As for the writing and the structure of the work itself, there are a few features of note. 

Caro’s decision to approach the subject at great length allows for some fabulous enlightening tangents that would have to be cut from a more circumscribed work. Some that stand out include: a lengthy introductory section on the general history of Texas and the Hill Country; a section on the onset of the Great Depression; character sketches of other important figures such as Sam Rayburn or LBJ’s benefactor Herman Brown; and most strikingly of all, a description of the exhausting daily working life of wives and mothers in the Texas Hill Country in order to really drive home to the reader of the prospective benefits for them of electrification.

At first brush, justifying this length for a work dedicated to a historical figure who in 2021 is somewhat obscure may seem difficult.
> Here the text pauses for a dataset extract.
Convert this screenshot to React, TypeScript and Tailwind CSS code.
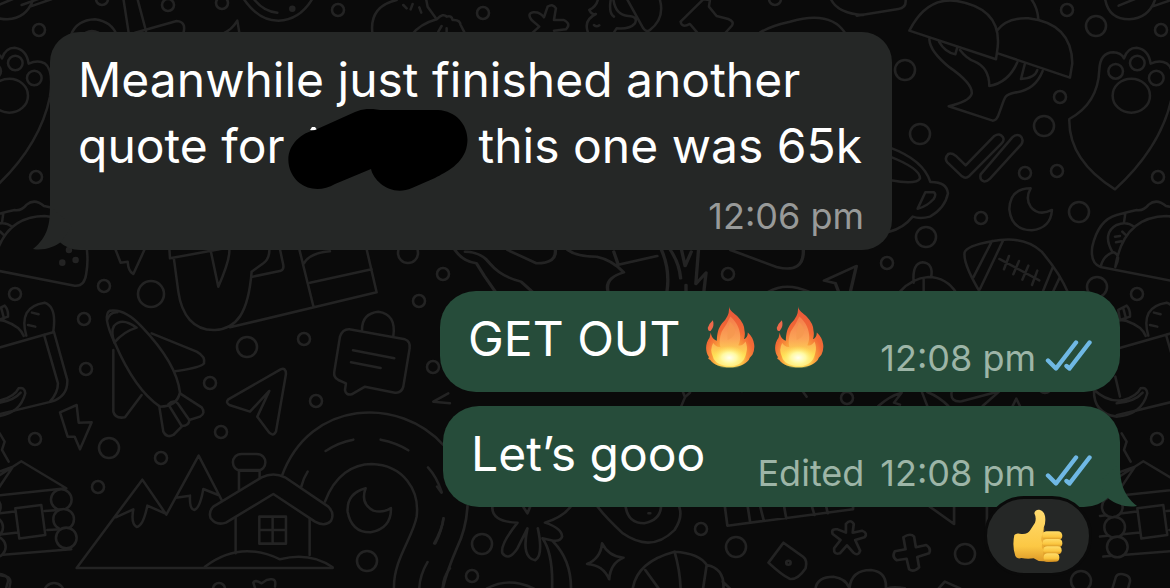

But that justification is self-evident when one learns about the extent of what Johnson achieved and how its legacy today defines American expectations towards their own lives and their government. And furthermore, this length as mentioned above allows this to be not the history of the life of one figure but rather a more generalized history of the United States over a period of decades. I feel that a reader can feel as if they had lived and experienced these years alongside the subject of their reading.

I look forward to reading more of this series. I think it's a wonderful history of America over many decades and a fascinating profile of a curious man who ended up achieving immense power.